- The Washington Times - Monday, May 20, 2002

The government of Maryland has agreed to pay $700,000 to the family of Peyton Tuthill, a 24-year-old Colorado woman raped and murdered three years ago by a Maryland convict. Miss Tuthill was killed in February 1999 by Donta Paige, a 24-year-old armed robber from Prince George's County who was sprung from jail four months earlier by a Prince George's County judge who sent him to a drug-treatment program in Colorado.
The facts of the case are this: After Paige had served just two years of a 10-year sentence, Prince George's County Circuit Court Judge Joseph Casula ordered him released from prison and sent to a drug-treatment center in Denver. Despite the fact that Maryland is part of an agreement requiring that it notify other states when paroled felons like Paige are shuttled across state lines, it failed do so. Neither Mr. Casula (who thankfully has retired from the bench) nor anyone representing Maryland's correctional system or parole/probation authorities bothered to notify Colorado that Paige was coming. After four months of "treatment" at the Denver facility, Paige was expelled from the program. One day later, he raped and murdered Miss Tuthill while burglarizing her home, which was located down the street from the treatment center. Gov. Parris Glendening subsequently wrote a letter of apology to Colorado Gov. Bill Owens.
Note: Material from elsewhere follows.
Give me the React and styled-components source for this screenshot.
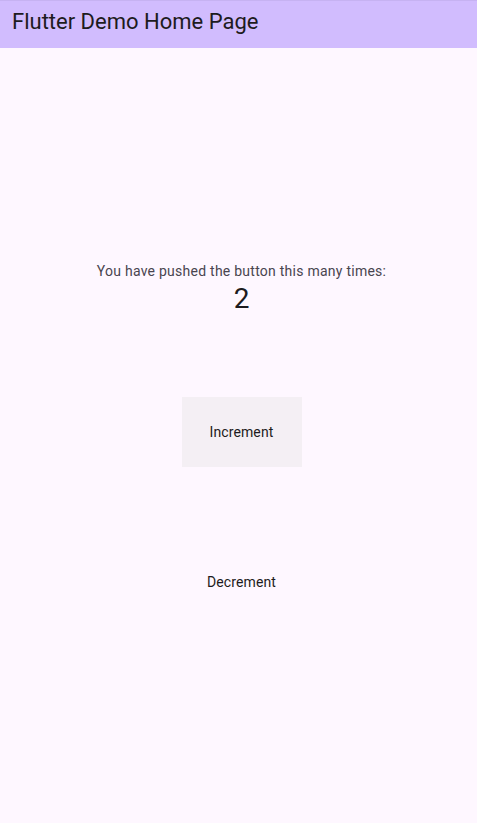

Perhaps the most embarrassing aspect of the situation were the efforts by Maryland officials to disclaim responsibility for the crime; at one point, some asserted that they weren't required to notify Colorado because Paige wasn't a parolee: He was freed by a judge, not a parole board. On the other hand, the state's chief judge, Robert Bell, suggested that prison authorities, not Mr. Casula, should have told Colorado about Paige. Overlooked is the common-sense reality that Donta Paige should never have been released to begin with.